Coined “the Pinterest of E-commerce” by Business Insider in 2012, Shopcade is the combination of social media and e-commerce as users can make wishlists of fashion & lifestyle products (clothing, beauty, decoration, books...), shop their favorite items and share content. They get personalised offers based on their shopping profile and social graph. The app was initially available in the United Kingdom, the United States and France with audiences ranging from 16 to 45 years old.

==History==
The fashion e-commerce startup was created in London in November 2011 by CEO Nathalie Gaveau (co-founder of PriceMinister), Marie-Barbe Girard (COO), Evan Adelman (CTO) and Hoon Kim.

The Shopcade platform allowed users to stay updated with trends, celebrity looks and deals all in one place, powered by magazines, celebrities, bloggers, and its users. Shopcade also offered a click-through purchasing functionality and its own e-commerce platform. “I thought, “Okay, how do I bring Amazon and Facebook together?”” said Nathalie Gaveau, CEO, to Business of Fashion in 2014. “But the main difference is, we are fully powering this content with e-commerce.”

According to Business of Fashion in 2014, “the app attracts more than 100,000 monthly active users and generates revenue through a mix of direct sales, promoted content and affiliate commissions.”

Shopcade was named the “Coolest App in Europe” in 2014.

In 2012, the app was launched in the US then in France in 2016.

In February 2017, Lagardère Active, the media's activities arms of the French group Lagardère, announced it has acquired the company, in order to develop marketplaces for its premium brands including fashion & lifestyle magazines ELLE and Public.

The “ELLE Store” was launched on the French ELLE Website in September 2017. At some point, Lagardere sold its media activities and ceased Shopcade.

==Operations==
===Features===

==== Trending ====

Shopcade publish content where users can get inspired, as they will find articles featuring new trends and products. Different topics are addressed:
- Instacrush featuring a product recently spotted on Instagram
- I like Ya Style related to an inspiring influencer or celebrity
- Deals & Steals featuring products with deals on them
- Top trends, featuring current trends, usually from the fashion weeks and events
- Hot Topics, related to the fashion industry news/announcements

==== Community Feed ====

Users can organize their products into different categories with the “lists” feature and create as many lists as they wish: from bags to lipsticks or home inspiration and books, there is no limit to one's imagination and own universe! They may follow other users or certain lists to that particularly inspire them. A list can be modified or deleted at any time.

As for any social media, users can also share their favorite looks (from their phone library/camera or Instagram) and like & comment on other users’ content. The feed shows in real-time the activity of the Shopcade community.

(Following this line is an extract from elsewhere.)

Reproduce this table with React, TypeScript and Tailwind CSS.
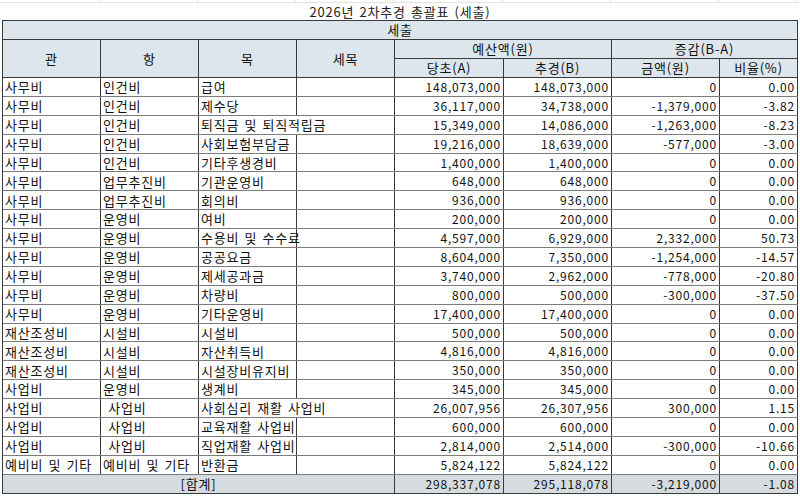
const rows: [string, string, string, string, string, string, string][] = [
  ['사무비', '인건비', '급여', '148,073,000', '148,073,000', '0', '0.00'],
  ['사무비', '인건비', '제수당', '36,117,000', '34,738,000', '-1,379,000', '-3.82'],
  ['사무비', '인건비', '퇴직금 및 퇴직적립금', '15,349,000', '14,086,000', '-1,263,000', '-8.23'],
  ['사무비', '인건비', '사회보험부담금', '19,216,000', '18,639,000', '-577,000', '-3.00'],
  ['사무비', '인건비', '기타후생경비', '1,400,000', '1,400,000', '0', '0.00'],
  ['사무비', '업무추진비', '기관운영비', '648,000', '648,000', '0', '0.00'],
  ['사무비', '업무추진비', '회의비', '936,000', '936,000', '0', '0.00'],
  ['사무비', '운영비', '여비', '200,000', '200,000', '0', '0.00'],
  ['사무비', '운영비', '수용비 및 수수료', '4,597,000', '6,929,000', '2,332,000', '50.73'],
  ['사무비', '운영비', '공공요금', '8,604,000', '7,350,000', '-1,254,000', '-14.57'],
  ['사무비', '운영비', '제세공과금', '3,740,000', '2,962,000', '-778,000', '-20.80'],
  ['사무비', '운영비', '차량비', '800,000', '500,000', '-300,000', '-37.50'],
  ['사무비', '운영비', '기타운영비', '17,400,000', '17,400,000', '0', '0.00'],
  ['재산조성비', '시설비', '시설비', '500,000', '500,000', '0', '0.00'],
  ['재산조성비', '시설비', '자산취득비', '4,816,000', '4,816,000', '0', '0.00'],
  ['재산조성비', '시설비', '시설장비유지비', '350,000', '350,000', '0', '0.00'],
  ['사업비', '운영비', '생계비', '345,000', '345,000', '0', '0.00'],
  ['사업비', ' 사업비', '사회심리 재활 사업비', '26,007,956', '26,307,956', '300,000', '1.15'],
  ['사업비', ' 사업비', '교육재활 사업비', '600,000', '600,000', '0', '0.00'],
  ['사업비', ' 사업비', '직업재활 사업비', '2,814,000', '2,514,000', '-300,000', '-10.66'],
  ['예비비 및 기타', '예비비 및 기타', '반환금', '5,824,122', '5,824,122', '0', '0.00'],
]

// hangul in the sheet is wider than Noto's, numbers are not
const cell = 'flex h-full shrink-0 items-center border-r border-[#3a3a3a] whitespace-pre'
const ko = 'text-[13px] tracking-[0.8px] [word-spacing:1.5px]'
const num = 'justify-end pr-[2px] text-[12px]'

export default function App() {
  return (
    <div className="h-[496px] w-[800px] overflow-hidden bg-white text-[#111] [font-family:'Noto_Sans_CJK_KR','Noto_Sans',sans-serif]">
      {/* sheet gridlines above the title */}
      <div className="flex h-[3px] border-b border-[#e3e3e3] pl-[2px]">
        {[98, 98, 98, 98, 109, 108, 108, 78].map((w, i) => (
          <div key={i} className="h-full border-r border-[#e3e3e3]" style={{ width: w }} />
        ))}
      </div>
      <div className={`flex h-[17px] items-center justify-center text-[#222] ${ko}`}>
        2026년 2차추경 총괄표 (세출)
      </div>

      <div className={`ml-[2px] w-[796px] border-t border-l border-[#3a3a3a] ${ko}`}>
        {/* 세출 */}
        <div className="flex h-[19px] items-center justify-center border-r border-b border-[#3a3a3a] bg-[#dce6ec]">
          세출
        </div>

        {/* column headers */}
        <div className="flex h-[38px] border-b border-[#3a3a3a] bg-[#dce6ec]">
          <div className={`${cell} w-[98px] justify-center`}>관</div>
          <div className={`${cell} w-[98px] justify-center`}>항</div>
          <div className={`${cell} w-[98px] justify-center`}>목</div>
          <div className={`${cell} w-[98px] justify-center`}>세목</div>
          <div className="flex w-[217px] shrink-0 flex-col border-r border-[#3a3a3a]">
            <div className="flex h-[19px] items-center justify-center border-b border-[#3a3a3a]">예산액(원)</div>
            <div className="flex h-[18px]">
              <div className={`${cell} w-[109px] justify-center`}>당초(A)</div>
              <div className="flex h-full w-[108px] items-center justify-center">추경(B)</div>
            </div>
          </div>
          <div className="flex w-[186px] shrink-0 flex-col border-r border-[#3a3a3a]">
            <div className="flex h-[19px] items-center justify-center border-b border-[#3a3a3a]">증감(B-A)</div>
            <div className="flex h-[18px]">
              <div className={`${cell} w-[108px] justify-center`}>금액(원)</div>
              <div className="flex h-full w-[78px] items-center justify-center">비율(%)</div>
            </div>
          </div>
        </div>

        {/* data rows */}
        {rows.map((r, i) => {
          // long 목 names spill over the empty 세목 cell, as in the sheet
          const spill = r[2].length > 10
          return (
            <div key={i} className="flex h-[18.9px] border-b border-[#7c7c7c]">
              <div className={`${cell} w-[98px] pl-[2px]`}>{r[0]}</div>
              <div className={`${cell} w-[98px] pl-[2px]`}>{r[1]}</div>
              <div className={`${cell} w-[98px] pl-[2px] ${spill ? 'border-r-transparent' : ''}`}>{r[2]}</div>
              <div className={`${cell} w-[98px]`} />
              <div className={`${cell} w-[109px] ${num}`}>{r[3]}</div>
              <div className={`${cell} w-[108px] ${num}`}>{r[4]}</div>
              <div className={`${cell} w-[108px] ${num}`}>{r[5]}</div>
              <div className={`${cell} w-[78px] ${num}`}>{r[6]}</div>
            </div>
          )
        })}

        {/* total */}
        <div className="flex h-[19px] border-b border-[#3a3a3a] bg-[#d5dbde]">
          <div className={`${cell} w-[392px] justify-center`}>[합계]</div>
          <div className={`${cell} w-[109px] ${num}`}>298,337,078</div>
          <div className={`${cell} w-[108px] ${num}`}>295,118,078</div>
          <div className={`${cell} w-[108px] ${num}`}>-3,219,000</div>
          <div className={`${cell} w-[78px] ${num}`}>-1.08</div>
        </div>
      </div>
    </div>
  )
}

Content published by the Shopcade editors features instantly shoppable products displayed right after each article. Users also receive real-time notifications when there is a new deal on a product they wish-listed.

==== More ====

Other rubrics like “Top Brands”, “Top Deals”, “Top Interests”, etc. feature the most trending topics and influencers. Bloggers and publishers have access to a Shopcade widget to display their product selections on their own websites.